Above: Artist's Conk (Ganoderma applanatum)

The Artist's Conk is so named because the underside can be used for drawing by using a sharp implement and exposing the permanent brown color underneath.

One of the many types of fungi growing on dead logs - possibly Oyster mushrooms
Orange Mycena
Indian pipe

Reindeer lichen are one of the many types of vegetation which can survive in the open alpine zones

God is an artist that uses nature as His pallet. The patterns in this rock lichen and the Turkey Tails fungus below are unique and beautiful.

Turkey tails with what looks like Bear's Head Tooth (Hericium coralloides)

Small puffball mushrooms, having released their spores (Lycopedon pyriforme)
As we approached the exposed rocks, we finally found something that we could eat without question. The mountain was filled with perfectly ripe blueberries. If it wasn't so cold and windy, I would have stopped and enjoyed more.

Wild Maine Blueberries in Alpine Zone on Mount Abraham
There were other blue berries in the woods, but the blue bead lily (Clinton borealis) below is toxic to humans. They are named for the late summer berry and not the flower which is yellow.

Blue Bead Lily
The clouds that were following us started to clear as we approached the summit. The sun was welcome as the gale-force winds caused the temperature to drop dramatically.

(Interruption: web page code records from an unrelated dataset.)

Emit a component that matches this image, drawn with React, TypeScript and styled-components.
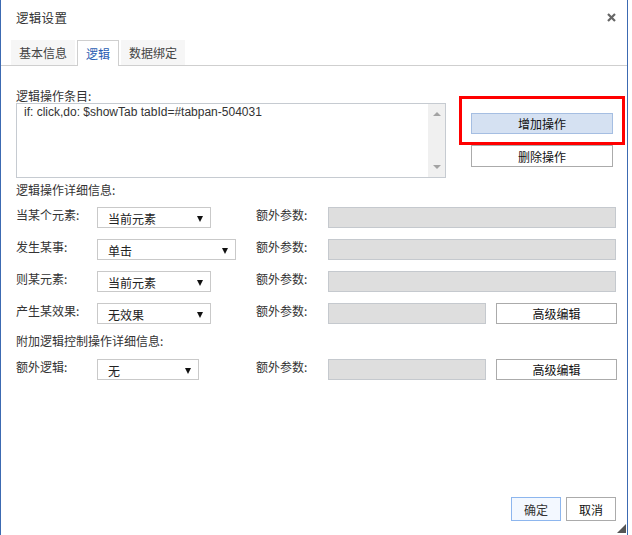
import styled, { createGlobalStyle } from "styled-components";

const GlobalStyle = createGlobalStyle`
  html, body {
    margin: 0;
    padding: 0;
    background: #fff;
  }
  body {
    font-family: "Noto Sans CJK SC", "Liberation Sans", sans-serif;
    font-size: 12px;
    color: #333;
  }
`;

const Dialog = styled.div`
  position: relative;
  box-sizing: border-box;
  width: 628px;
  height: 535px;
  background: #fff;
  border-left: 1px solid #3c6ab2;
  border-right: 1px solid #3c6ab2;
  display: flex;
  flex-direction: column;
`;

const TitleBar = styled.div`
  height: 34px;
  padding: 0 11px 0 15px;
  display: flex;
  align-items: center;
  justify-content: space-between;
`;

const Title = styled.span`
  font-size: 12.5px;
  color: #333;
  letter-spacing: 0.3px;
`;

const Close = styled.svg`
  width: 9px;
  height: 9px;
  margin-top: 1px;
`;

const TabBar = styled.div`
  margin-top: 6px;
  height: 25px;
  padding-left: 10px;
  display: flex;
  gap: 2px;
  border-bottom: 1px solid #cfcfcf;
`;

const Tab = styled.div<{ $active?: boolean }>`
  box-sizing: border-box;
  height: ${(p) => (p.$active ? "26px" : "25px")};
  padding: 0 8px;
  display: flex;
  align-items: center;
  font-size: 12px;
  color: ${(p) => (p.$active ? "#2a5db2" : "#444")};
  background: ${(p) => (p.$active ? "#fff" : "#f6f6f6")};
  border: ${(p) => (p.$active ? "1px solid #cfcfcf" : "none")};
  border-bottom: none;
`;

const Body = styled.div`
  padding-left: 15px;
  display: flex;
  flex-direction: column;
`;

const TopSection = styled.div`
  margin-top: 23px;
  display: flex;
  align-items: flex-start;
`;

const LeftCol = styled.div`
  width: 430px;
  display: flex;
  flex-direction: column;
`;

const Label = styled.div<{ $mt?: number }>`
  line-height: 14px;
  font-size: 12px;
  color: #333;
  margin-top: ${(p) => p.$mt ?? 0}px;
`;

const TextBox = styled.div`
  box-sizing: border-box;
  height: 75px;
  border: 1px solid #c6cbd1;
  display: flex;
`;

const TextContent = styled.div`
  flex: 1;
  padding: 1px 7px;
  font-family: "Liberation Sans", Arial, sans-serif;
  font-size: 12px;
  line-height: 14px;
  color: #333;
`;

const ScrollBar = styled.div`
  width: 17px;
  background: #f0f0f0;
  display: flex;
  flex-direction: column;
  align-items: center;
  justify-content: space-between;
  padding: 8px 0;
`;

const Arrow = styled.div<{ $up?: boolean; $color?: string; $size?: number }>`
  width: 0;
  height: 0;
  border-left: ${(p) => p.$size ?? 4}px solid transparent;
  border-right: ${(p) => p.$size ?? 4}px solid transparent;
  ${(p) =>
    p.$up
      ? `border-bottom: 4px solid ${p.$color ?? "#a3a3a3"};`
      : `border-top: ${p.$size === 3 ? 6 : 4}px solid ${p.$color ?? "#a3a3a3"};`}
`;

const RightCol = styled.div`
  margin-left: 13px;
  margin-top: 7px;
  display: flex;
  flex-direction: column;
`;

const Highlight = styled.div`
  box-sizing: border-box;
  width: 166px;
  height: 49px;
  border: 3px solid #ff0000;
  padding: 14px 0 0 9px;
`;

const Button = styled.div<{ $w: number; $h?: number; $variant?: "blue" | "primary" }>`
  box-sizing: border-box;
  width: ${(p) => p.$w}px;
  height: ${(p) => p.$h ?? 21}px;
  display: flex;
  align-items: center;
  justify-content: center;
  font-size: 12px;
  color: ${(p) => (p.$variant === "primary" ? "#333" : "#111")};
  background: ${(p) =>
    p.$variant === "blue" ? "#d5e1f2" : p.$variant === "primary" ? "#f3f8ff" : "#fff"};
  border: 1px solid
    ${(p) =>
      p.$variant === "blue" ? "#a5bee2" : p.$variant === "primary" ? "#8db6ee" : "#ababab"};
`;

const DeleteButton = styled(Button)`
  margin-left: 12px;
`;

const Row = styled.div<{ $mt?: number }>`
  margin-top: ${(p) => p.$mt ?? 11}px;
  height: 21px;
  display: grid;
  grid-template-columns: 81px 159px 72px auto;
  align-items: start;
`;

const RowLabel = styled.div`
  line-height: 14px;
  margin-top: 1px;
  font-size: 12px;
  color: #333;
`;

const Select = styled.div<{ $w: number }>`
  box-sizing: border-box;
  width: ${(p) => p.$w}px;
  height: 21px;
  border: 1px solid #c9c9c9;
  background: #fff;
  display: flex;
  align-items: center;
  justify-content: space-between;
  padding: 2px 7px 0 10px;
  font-size: 12px;
  color: #222;
`;

const Fields = styled.div`
  display: flex;
  gap: 10px;
`;

const ParamInput = styled.div<{ $w: number }>`
  box-sizing: border-box;
  width: ${(p) => p.$w}px;
  height: 21px;
  background: #dedede;
  border: 1px solid #c5c9ce;
`;

const Footer = styled.div`
  margin-top: auto;
  padding: 0 11px 14px 0;
  display: flex;
  justify-content: flex-end;
  gap: 5px;
`;

const Grip = styled.div`
  position: absolute;
  right: 1px;
  bottom: 2px;
  width: 0;
  height: 0;
  border-left: 9px solid transparent;
  border-bottom: 9px solid #555;
`;

type RowData = {
  label: string;
  value: string;
  selectW: number;
  inputW: number;
  advanced?: boolean;
  mt?: number;
};

const rows: RowData[] = [
  { label: "当某个元素:", value: "当前元素", selectW: 114, inputW: 288, mt: 10 },
  { label: "发生某事:", value: "单击", selectW: 139, inputW: 288 },
  { label: "则某元素:", value: "当前元素", selectW: 114, inputW: 288 },
  { label: "产生某效果:", value: "无效果", selectW: 114, inputW: 158, advanced: true },
];

const FieldRow = ({ label, value, selectW, inputW, advanced, mt }: RowData) => (
  <Row $mt={mt}>
    <RowLabel>{label}</RowLabel>
    <Select $w={selectW}>
      <span>{value}</span>
      <Arrow $color="#111" $size={3} />
    </Select>
    <RowLabel>额外参数:</RowLabel>
    <Fields>
      <ParamInput $w={inputW} />
      {advanced && <Button $w={121}>高级编辑</Button>}
    </Fields>
  </Row>
);

const App = () => {
  return (
    <>
      <GlobalStyle />
      <Dialog>
        <TitleBar>
          <Title>逻辑设置</Title>
          <Close viewBox="0 0 9 9">
            <path d="M1 1 L8 8 M8 1 L1 8" stroke="#666" strokeWidth="2.2" />
          </Close>
        </TitleBar>
        <TabBar>
          <Tab>基本信息</Tab>
          <Tab $active>逻辑</Tab>
          <Tab>数据绑定</Tab>
        </TabBar>
        <Body>
          <TopSection>
            <LeftCol>
              <Label>逻辑操作条目:</Label>
              <TextBox>
                <TextContent>if: click,do: $showTab tabId=#tabpan-504031</TextContent>
                <ScrollBar>
                  <Arrow $up />
                  <Arrow />
                </ScrollBar>
              </TextBox>
            </LeftCol>
            <RightCol>
              <Highlight>
                <Button $w={142} $variant="blue">增加操作</Button>
              </Highlight>
              <DeleteButton $w={142} $h={22}>删除操作</DeleteButton>
            </RightCol>
          </TopSection>
          <Label $mt={5}>逻辑操作详细信息:</Label>
          {rows.map((r) => (
            <FieldRow key={r.label} {...r} />
          ))}
          <Label $mt={10}>附加逻辑控制操作详细信息:</Label>
          <FieldRow label="额外逻辑:" value="无" selectW={102} inputW={158} advanced />
        </Body>
        <Footer>
          <Button $w={50} $h={24} $variant="primary">确定</Button>
          <Button $w={50} $h={24}>取消</Button>
        </Footer>
        <Grip />
      </Dialog>
    </>
  );
};

export default App;
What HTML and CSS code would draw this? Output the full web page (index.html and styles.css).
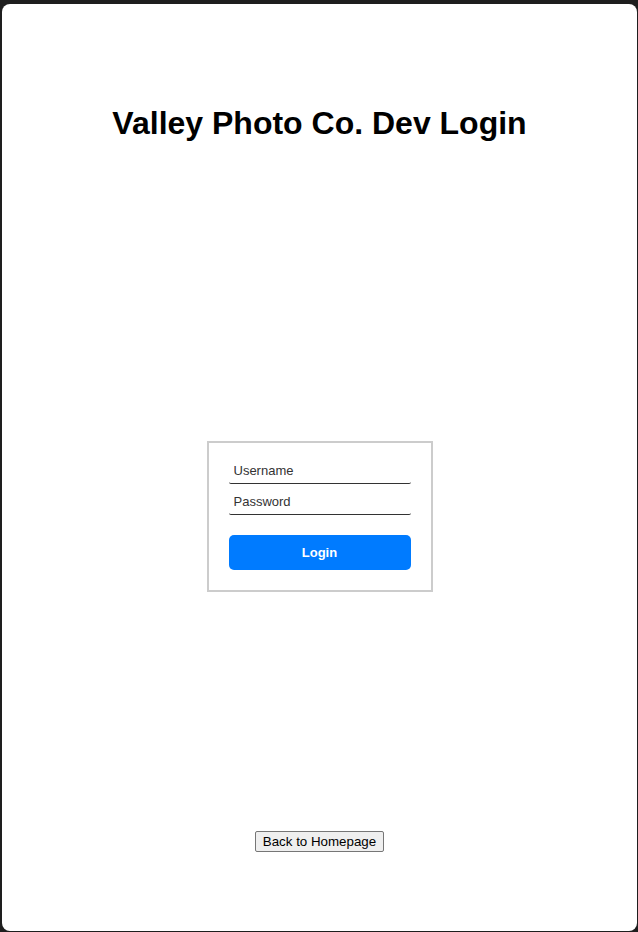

View looking down the Fire Warden Trail
All that remains of the fire tower atop Mount Abraham
Mount Abraham has one of the largest exposed summits in Maine, so one needs to be prepared for all types of conditions.  A couple hikers were only wearing shorts, a serious mistake when hiking any high elevation mountain. As tempting as it is to remove items from your pack when it is warm at the base of the mountain, a hat, gloves and windbreaker are minimum necessities. I was glad that I had several layers to put on once we got above tree-line. We did not stay long, quickly eating our lunch behind a small constructed stone wall. There actually was an shelter on the summit (see below) which is built into the ground for greater protection. During inclement weather I could see where it could be a life-saver. I'm sure it gets used, but it was not very inviting as there was trash scattered about from previous occupants. It is sad to see this when out in the pristine wilderness.
From the minute beauty of the flora, to the vistas from the mountain top, I was reminded why I love hiking in New England. We have only four more peaks to climb to complete the New England 4000 footer list. Three of those are in Baxter State Park, so the most difficult are yet to come.